> [Supplied data]
------------------------------
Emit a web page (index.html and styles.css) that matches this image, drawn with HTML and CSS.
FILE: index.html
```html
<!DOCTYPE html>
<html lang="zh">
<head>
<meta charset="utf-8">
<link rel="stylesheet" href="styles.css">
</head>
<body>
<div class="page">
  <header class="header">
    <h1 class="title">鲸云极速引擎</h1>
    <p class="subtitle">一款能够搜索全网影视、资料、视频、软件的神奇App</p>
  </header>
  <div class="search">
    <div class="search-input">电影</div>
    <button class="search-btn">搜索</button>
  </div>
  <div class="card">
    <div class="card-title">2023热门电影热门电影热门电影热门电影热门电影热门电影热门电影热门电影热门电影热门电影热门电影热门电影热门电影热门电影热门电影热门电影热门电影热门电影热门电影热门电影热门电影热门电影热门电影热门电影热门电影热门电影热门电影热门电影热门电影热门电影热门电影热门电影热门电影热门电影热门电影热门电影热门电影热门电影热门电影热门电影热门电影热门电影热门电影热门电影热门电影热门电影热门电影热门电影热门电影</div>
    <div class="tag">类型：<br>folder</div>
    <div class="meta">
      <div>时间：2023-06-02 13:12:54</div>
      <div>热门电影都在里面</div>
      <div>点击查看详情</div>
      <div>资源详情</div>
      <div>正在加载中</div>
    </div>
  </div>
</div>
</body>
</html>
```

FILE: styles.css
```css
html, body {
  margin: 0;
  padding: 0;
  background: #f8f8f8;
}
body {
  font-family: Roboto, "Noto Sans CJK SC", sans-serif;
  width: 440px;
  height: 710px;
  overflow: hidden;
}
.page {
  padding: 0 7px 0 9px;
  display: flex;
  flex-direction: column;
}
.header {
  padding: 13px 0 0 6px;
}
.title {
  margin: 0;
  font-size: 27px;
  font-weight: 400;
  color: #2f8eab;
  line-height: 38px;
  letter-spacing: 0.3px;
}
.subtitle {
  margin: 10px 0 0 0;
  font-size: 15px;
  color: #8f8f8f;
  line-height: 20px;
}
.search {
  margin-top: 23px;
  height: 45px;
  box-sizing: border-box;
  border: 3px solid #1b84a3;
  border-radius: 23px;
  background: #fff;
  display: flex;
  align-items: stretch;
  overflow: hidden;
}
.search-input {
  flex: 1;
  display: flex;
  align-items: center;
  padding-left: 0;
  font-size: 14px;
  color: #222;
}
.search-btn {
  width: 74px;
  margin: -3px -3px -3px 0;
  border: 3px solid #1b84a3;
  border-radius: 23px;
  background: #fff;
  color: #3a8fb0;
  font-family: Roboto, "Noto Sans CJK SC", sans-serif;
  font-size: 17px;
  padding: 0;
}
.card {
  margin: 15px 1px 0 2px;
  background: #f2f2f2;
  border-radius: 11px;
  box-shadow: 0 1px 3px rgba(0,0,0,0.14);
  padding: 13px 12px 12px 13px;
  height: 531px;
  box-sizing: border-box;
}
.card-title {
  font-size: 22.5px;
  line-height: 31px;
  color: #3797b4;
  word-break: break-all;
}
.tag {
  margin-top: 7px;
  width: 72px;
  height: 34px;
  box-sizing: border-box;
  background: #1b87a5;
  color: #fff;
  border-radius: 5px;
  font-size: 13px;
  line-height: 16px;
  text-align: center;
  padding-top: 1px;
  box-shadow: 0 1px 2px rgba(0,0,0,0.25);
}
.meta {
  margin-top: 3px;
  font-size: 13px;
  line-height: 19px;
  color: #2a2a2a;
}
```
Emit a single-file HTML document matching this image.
------------------------------
> [Set task] Extract the complete listing verbatim.

> [Response to this exercise]
Emit a web page (index.html and styles.css) that matches this image, drawn with HTML and CSS.
FILE: index.html
```html
<!DOCTYPE html>
<html lang="zh">
<head>
<meta charset="utf-8">
<link rel="stylesheet" href="styles.css">
</head>
<body>
<div class="page">
  <header class="header">
    <h1 class="title">鲸云极速引擎</h1>
    <p class="subtitle">一款能够搜索全网影视、资料、视频、软件的神奇App</p>
  </header>
  <div class="search">
    <div class="search-input">电影</div>
    <button class="search-btn">搜索</button>
  </div>
  <div class="card">
    <div class="card-title">2023热门电影热门电影热门电影热门电影热门电影热门电影热门电影热门电影热门电影热门电影热门电影热门电影热门电影热门电影热门电影热门电影热门电影热门电影热门电影热门电影热门电影热门电影热门电影热门电影热门电影热门电影热门电影热门电影热门电影热门电影热门电影热门电影热门电影热门电影热门电影热门电影热门电影热门电影热门电影热门电影热门电影热门电影热门电影热门电影热门电影热门电影热门电影热门电影热门电影</div>
    <div class="tag">类型：<br>folder</div>
    <div class="meta">
      <div>时间：2023-06-02 13:12:54</div>
      <div>热门电影都在里面</div>
      <div>点击查看详情</div>
      <div>资源详情</div>
      <div>正在加载中</div>
    </div>
  </div>
</div>
</body>
</html>
```

FILE: styles.css
```css
html, body {
  margin: 0;
  padding: 0;
  background: #f8f8f8;
}
body {
  font-family: Roboto, "Noto Sans CJK SC", sans-serif;
  width: 440px;
  height: 710px;
  overflow: hidden;
}
.page {
  padding: 0 7px 0 9px;
  display: flex;
  flex-direction: column;
}
.header {
  padding: 13px 0 0 6px;
}
.title {
  margin: 0;
  font-size: 27px;
  font-weight: 400;
  color: #2f8eab;
  line-height: 38px;
  letter-spacing: 0.3px;
}
.subtitle {
  margin: 10px 0 0 0;
  font-size: 15px;
  color: #8f8f8f;
  line-height: 20px;
}
.search {
  margin-top: 23px;
  height: 45px;
  box-sizing: border-box;
  border: 3px solid #1b84a3;
  border-radius: 23px;
  background: #fff;
  display: flex;
  align-items: stretch;
  overflow: hidden;
}
.search-input {
  flex: 1;
  display: flex;
  align-items: center;
  padding-left: 0;
  font-size: 14px;
  color: #222;
}
.search-btn {
  width: 74px;
  margin: -3px -3px -3px 0;
  border: 3px solid #1b84a3;
  border-radius: 23px;
  background: #fff;
  color: #3a8fb0;
  font-family: Roboto, "Noto Sans CJK SC", sans-serif;
  font-size: 17px;
  padding: 0;
}
.card {
  margin: 15px 1px 0 2px;
  background: #f2f2f2;
  border-radius: 11px;
  box-shadow: 0 1px 3px rgba(0,0,0,0.14);
  padding: 13px 12px 12px 13px;
  height: 531px;
  box-sizing: border-box;
}
.card-title {
  font-size: 22.5px;
  line-height: 31px;
  color: #3797b4;
  word-break: break-all;
}
.tag {
  margin-top: 7px;
  width: 72px;
  height: 34px;
  box-sizing: border-box;
  background: #1b87a5;
  color: #fff;
  border-radius: 5px;
  font-size: 13px;
  line-height: 16px;
  text-align: center;
  padding-top: 1px;
  box-shadow: 0 1px 2px rgba(0,0,0,0.25);
}
.meta {
  margin-top: 3px;
  font-size: 13px;
  line-height: 19px;
  color: #2a2a2a;
}
```
Emit a single-file HTML document matching this image.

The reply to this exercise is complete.